> [What you are asked to do] Please print exactly the lines below, from the start of the material up to and including the line with "FaCog, FaArrowCircleRight, FaGlobeAmericas", but none of the pictures.

> [Recorded information]

__________

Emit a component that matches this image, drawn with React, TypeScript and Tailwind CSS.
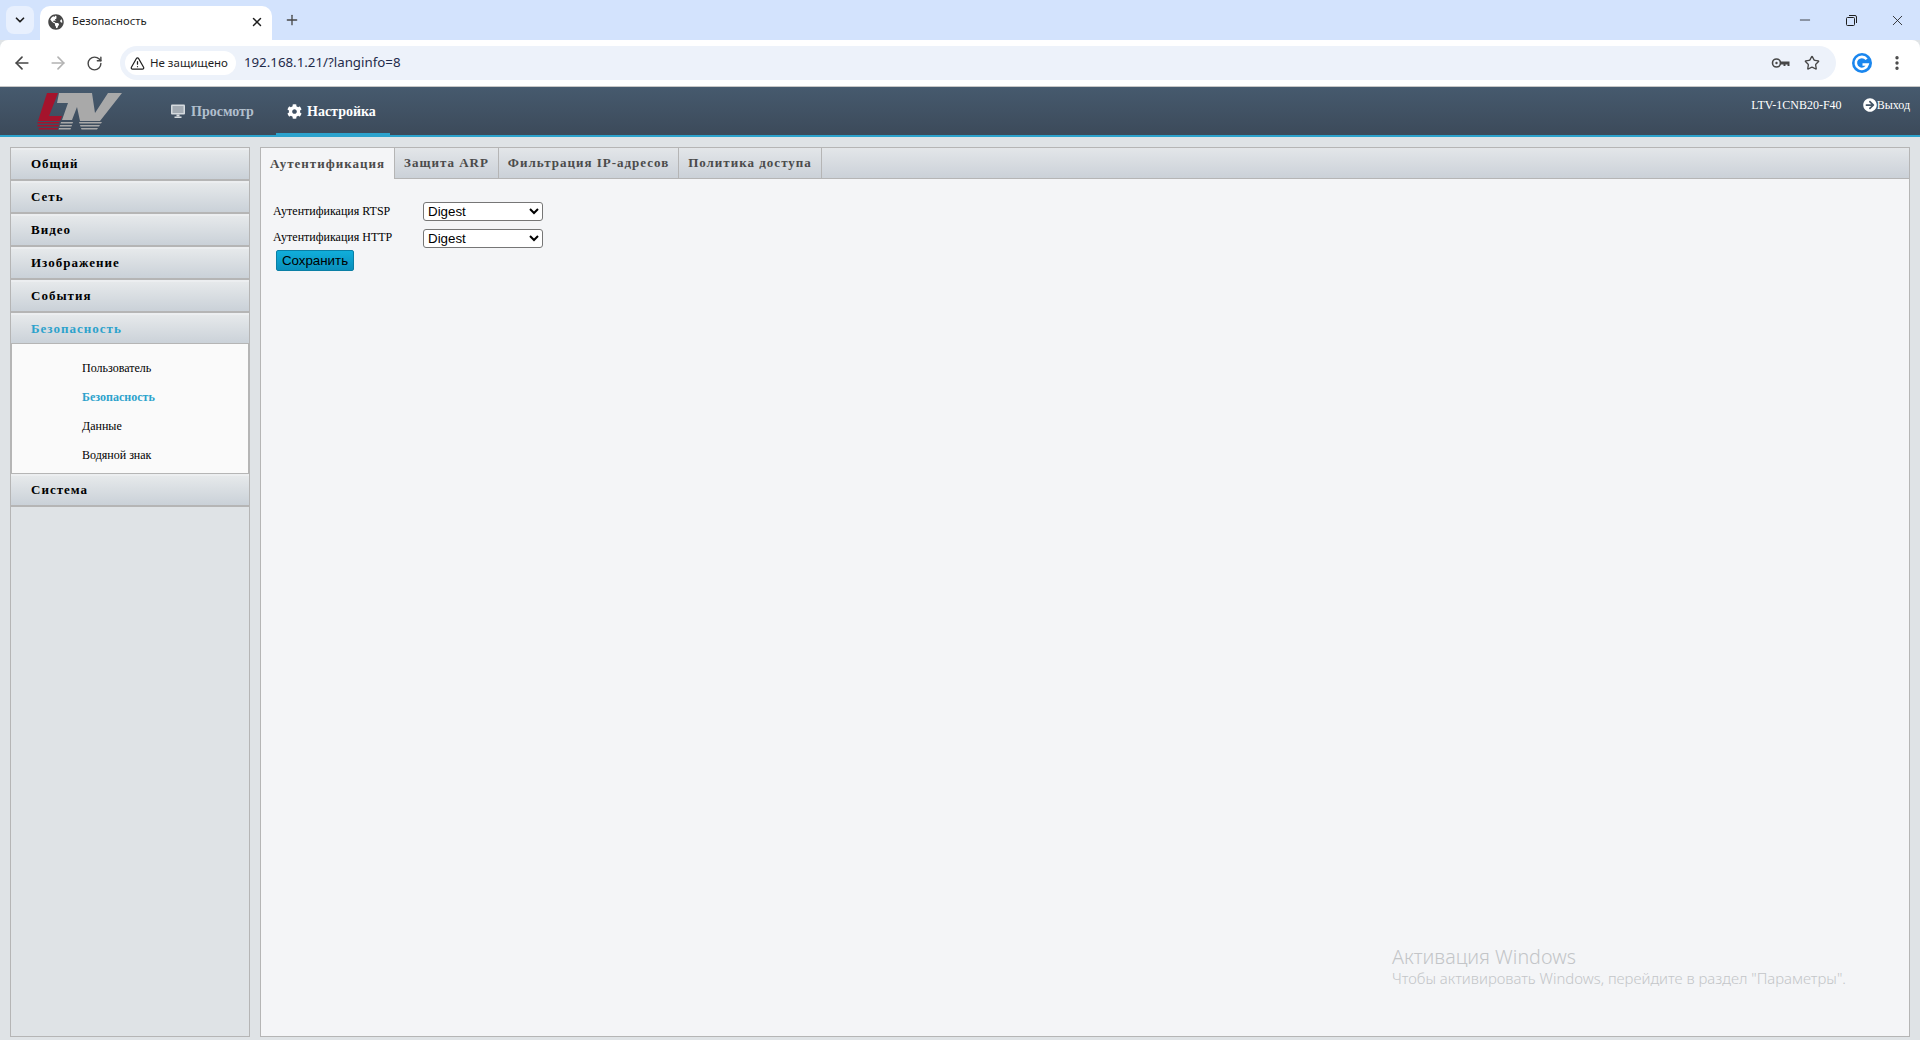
import React from "react";
import { ArrowLeft, ArrowRight, RotateCw, Star, EllipsisVertical, X, Plus, Minus, ChevronDown, TriangleAlert } from "lucide-react";
import { FaCog, FaArrowCircleRight, FaGlobeAmericas } from "react-icons/fa";

const ui = "font-['Noto_Sans','Open_Sans',sans-serif]";
const serif = "font-['Liberation_Serif',serif]";
const arial = "font-['Liberation_Sans',Arial,sans-serif]";

function Logo() {
  return (
    <svg width="120" height="50" viewBox="0 0 120 50" className="block">
      <polygon points="27,8 38,8 29,31 42,31 40,36 18,36" fill="#a5132c" />
      <polygon points="17.5,37 39.5,37 39,38.5 17.5,38.5" fill="#a5132c" />
      <polygon points="17.5,40 39,40 38.5,41.5 17.5,41.5" fill="#a5132c" />
      <polygon points="18.5,43 38,43 37.5,44.5 19,44.5" fill="#a5132c" />
      <polygon points="39,8 72,8 75,28 88,8 102,8 80,36 60,36 57,22 52,35 42,35 48,18 37,18" fill="#a9a9a9" />
      <polygon points="41,37 53,37 52.5,38.5 40.5,38.5" fill="#a9a9a9" />
      <polygon points="40,40 52,40 51.5,41.5 39.5,41.5" fill="#a9a9a9" />
      <polygon points="39,43 51,43 50.5,44.5 38.5,44.5" fill="#a9a9a9" />
      <polygon points="59,37 82,37 81,38.5 59.5,38.5" fill="#a9a9a9" />
      <polygon points="60,40 80,40 79,41.5 60.5,41.5" fill="#a9a9a9" />
      <polygon points="61,43 78,43 77,44.5 61.5,44.5" fill="#a9a9a9" />
    </svg>
  );
}

function MonitorIcon() {
  return (
    <svg width="14" height="14" viewBox="0 0 14 14" className="block">
      <rect x="0" y="0.5" width="14" height="10" rx="1" fill="#d5dade" />
      <rect x="1.5" y="2" width="11" height="7" fill="#a3abb3" />
      <rect x="5.5" y="10.5" width="3" height="2" fill="#d5dade" />
      <rect x="3.5" y="12.5" width="7" height="1.5" fill="#d5dade" />
    </svg>
  );
}

function KeyIcon() {
  return (
    <svg width="20" height="12" viewBox="0 0 20 12" fill="none" className="block">
      <circle cx="5.5" cy="6" r="4" stroke="#474747" strokeWidth="1.6" />
      <circle cx="5.5" cy="6" r="1.2" fill="#474747" />
      <path d="M9.5 4.5H18.5V9H16.5V7.5H14.5V9H12.5V7.5H9.5" fill="#474747" />
    </svg>
  );
}

function GIcon() {
  return (
    <svg width="20" height="20" viewBox="0 0 20 20" className="block">
      <circle cx="10" cy="10" r="10" fill="#1a86ee" />
      <path d="M14.6 6.3A6 6 0 1 0 15.6 11.5H10.5" fill="none" stroke="#fff" strokeWidth="2.6" />
    </svg>
  );
}

function RestoreIcon() {
  return (
    <svg width="11" height="11" viewBox="0 0 11 11" fill="none" stroke="#1f1f1f" strokeWidth="1" className="block">
      <rect x="0.5" y="2.5" width="8" height="8" rx="1" />
      <path d="M3 0.5H9A1.5 1.5 0 0 1 10.5 2V8" />
    </svg>
  );
}

function BrowserChrome() {
  return (
    <div className={`${ui} shrink-0`}>
      <div className="h-10 bg-[#d3e3fd] flex items-end relative">
        <div className="w-[28px] h-[28px] ml-[6px] mb-[6px] rounded-lg bg-[#e8f0fe] flex items-center justify-center">
          <ChevronDown size={14} strokeWidth={3} color="#1f1f1f" />
        </div>
        <div className="w-[232px] h-[34px] ml-[6px] bg-white rounded-t-[10px] flex items-center pl-[8px] pr-[8px] pb-[3px]">
          <FaGlobeAmericas size={16} color="#474747" />
          <span className="ml-[8px] text-[11.3px] text-[#1f1f1f] flex-1">Безопасность</span>
          <X size={14} strokeWidth={2.5} color="#1f1f1f" />
        </div>
        <div className="w-[16px] ml-[12px] mb-[6px] self-end h-[28px] flex items-center justify-center">
          <Plus size={16} color="#474747" />
        </div>
        <div className="ml-auto flex items-center h-10 self-start">
          <div className="w-[46px] flex justify-center"><Minus size={16} strokeWidth={1.2} color="#1f1f1f" /></div>
          <div className="w-[46px] flex justify-center"><RestoreIcon /></div>
          <div className="w-[46px] flex justify-center"><X size={17} strokeWidth={1.2} color="#1f1f1f" /></div>
        </div>
      </div>
      <div className="h-[47px] bg-white border-b border-[#c7c7c7] flex items-center rounded-t-lg">
        <div className="w-[120px] flex items-center shrink-0 pl-[12px]">
          <ArrowLeft size={20} color="#474747" strokeWidth={2} />
          <ArrowRight size={20} color="#b3b3b3" strokeWidth={2} className="ml-[16px]" />
          <RotateCw size={17} color="#474747" strokeWidth={2} className="ml-[18px]" />
        </div>
        <div className="flex-1 h-[34px] rounded-full bg-[#edf2fa] flex items-center pl-[5px]">
          <div className="h-[24px] bg-white rounded-full flex items-center pl-[5px] pr-[8px]">
            <TriangleAlert size={15} color="#1f1f1f" strokeWidth={2} />
            <span className="ml-[5px] text-[11.5px] text-[#1f1f1f]">Не защищено</span>
          </div>
          <span className="ml-[8px] text-[13.3px] text-[#1f2b4a]">192.168.1.21/?langinfo=8</span>
          <div className="ml-auto flex items-center pr-[16px]">
            <div className="ml-[2px]"><KeyIcon /></div>
            <Star size={16} color="#474747" strokeWidth={2} className="ml-[13px]" />
          </div>
        </div>
        <div className="w-[84px] shrink-0 flex items-center pl-[16px]">
          <GIcon />
          <EllipsisVertical size={18} color="#474747" strokeWidth={2.5} className="ml-[16px]" />
        </div>
      </div>
    </div>
  );
}

function Header() {
  return (
    <div className={`${serif} shrink-0 h-[50px] bg-gradient-to-b from-[#465a6e] to-[#3c4a5a] border-b-2 border-[#2ca2cc] flex`}>
      <div className="w-[160px] pl-[20px] shrink-0 -mt-[2px]"><Logo /></div>
      <div className="w-[116px] shrink-0 flex items-center pl-[11px] h-[48px] text-[#b1bfcd] font-bold text-[14px]">
        <MonitorIcon />
        <span className="ml-[6px]">Просмотр</span>
      </div>
      <div className="w-[114px] shrink-0 h-[50px] border-b-4 border-[#2ca2cc] flex items-center pl-[11px] pt-[2px] text-white font-bold text-[14px]">
        <FaCog size={15} color="#fff" />
        <span className="ml-[5px]">Настройка</span>
      </div>
      <div className="ml-auto flex h-[47px] items-center pb-[11px] text-white text-[12px]">
        <span>LTV-1CNB20-F40</span>
        <FaArrowCircleRight size={14} color="#fff" className="ml-[21px]" />
        <span className="mr-[10px]">Выход</span>
      </div>
    </div>
  );
}

function MenuHead({ label, active }: { label: string; active?: boolean }) {
  return (
    <div className="h-[33px] shrink-0 border-b-2 border-b-[#b5b5b5] border-t-2 border-t-[#eceef0] -mb-px">
      <div className={`h-full bg-gradient-to-b from-[#e6e9eb] to-[#cad1d8] pl-[20px] pb-[2px] flex items-center font-bold text-[13px] tracking-[1px] ${active ? "text-[#2ca2cc]" : "text-black"}`}>
        {label}
      </div>
    </div>
  );
}

function Sidebar() {
  const items = ["Пользователь", "Безопасность", "Данные", "Водяной знак"];
  return (
    <div className={`${serif} w-[240px] shrink-0 border border-[#b5b5b5] flex flex-col`}>
      <div className="flex flex-col gap-px">
        <MenuHead label="Общий" />
        <MenuHead label="Сеть" />
        <MenuHead label="Видео" />
        <MenuHead label="Изображение" />
        <MenuHead label="События" />
        <MenuHead label="Безопасность" active />
      </div>
      <div className="h-[131px] -mt-[2px] bg-[#fafafa] border border-[#b5b5b5] pt-[10px] pl-[70px] text-[12px] shrink-0">
        {items.map((t, i) => (
          <div key={t} className={`h-[29px] leading-[29px] ${i === 1 ? "text-[#2ca2cc] font-bold" : "text-black"}`}>{t}</div>
        ))}
      </div>
      <MenuHead label="Система" />
    </div>
  );
}

function Tab({ label, active, w }: { label: string; active?: boolean; w: number }) {
  return (
    <div
      className={`h-full shrink-0 flex items-center justify-center border-r border-[#b5b5b5] font-bold text-[13px] tracking-[1px] text-[#4b4b4b] ${active ? "bg-[#f4f5f7] text-[#4a4a4a]" : "bg-gradient-to-b from-[#e3e6e9] to-[#cbd1d8] border-b border-b-[#b5b5b5]"}`}
      style={{ width: w }}
    >
      {label}
    </div>
  );
}

function Row({ label, up }: { label: string; up?: boolean }) {
  return (
    <div className="flex items-center h-[27px]">
      <span className={`${serif} w-[162px] pl-[12px] shrink-0 text-[12px] text-black relative ${up ? "-top-[2px]" : "-top-[1px]"}`}>{label}</span>
      <select className={`${arial} w-[120px] h-[19px] text-[13.33px] text-black bg-white border border-[#767676] rounded-[3px] appearance-auto`}>
        <option>Digest</option>
      </select>
    </div>
  );
}

function Main() {
  return (
    <div className={`${serif} relative flex-1 ml-[10px] bg-[#f4f5f7] border border-[#b5b5b5] flex flex-col`}>
      <div className="h-[31px] flex shrink-0">
        <Tab label="Аутентификация" active w={134} />
        <Tab label="Защита ARP" w={104} />
        <Tab label="Фильтрация IP-адресов" w={180} />
        <Tab label="Политика доступа" w={143} />
        <div className="flex-1 bg-gradient-to-b from-[#e3e6e9] to-[#cbd1d8] border-b border-b-[#b5b5b5]" />
      </div>
      <div className="pt-[19px]">
        <Row label="Аутентификация RTSP" />
        <Row label="Аутентификация HTTP" up />
        <button className={`${arial} ml-[15px] block w-[78px] h-[21px] rounded-[2px] border border-[#0a7fa5] bg-gradient-to-b from-[#10aedb] to-[#0a8fbc] text-[13.33px] text-black leading-none -mt-[2px]`}>
          Сохранить
        </button>
      </div>
      <div className={`${ui} absolute left-[1131px] top-[797px] font-light leading-none text-[#c3c5c8]`}>
        <div className="text-[19.7px] leading-[24px]">Активация Windows</div>
        <div className="text-[14.9px] leading-[19px]">Чтобы активировать Windows, перейдите в раздел "Параметры".</div>
      </div>
    </div>
  );
}

export default function App() {
  return (
    <div className="w-[1920px] h-[1040px] overflow-hidden bg-[#dfe3e6] flex flex-col">
      <BrowserChrome />
      <Header />
      <div className="flex-1 min-h-0 flex pl-[10px] pr-[10px] pt-[10px] pb-[3px]">
        <Sidebar />
        <Main />
      </div>
    </div>
  );
}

__________

> [Written reply]
Emit a component that matches this image, drawn with React, TypeScript and Tailwind CSS.
import React from "react";
import { ArrowLeft, ArrowRight, RotateCw, Star, EllipsisVertical, X, Plus, Minus, ChevronDown, TriangleAlert } from "lucide-react";
import { FaCog, FaArrowCircleRight, FaGlobeAmericas } from "react-icons/fa";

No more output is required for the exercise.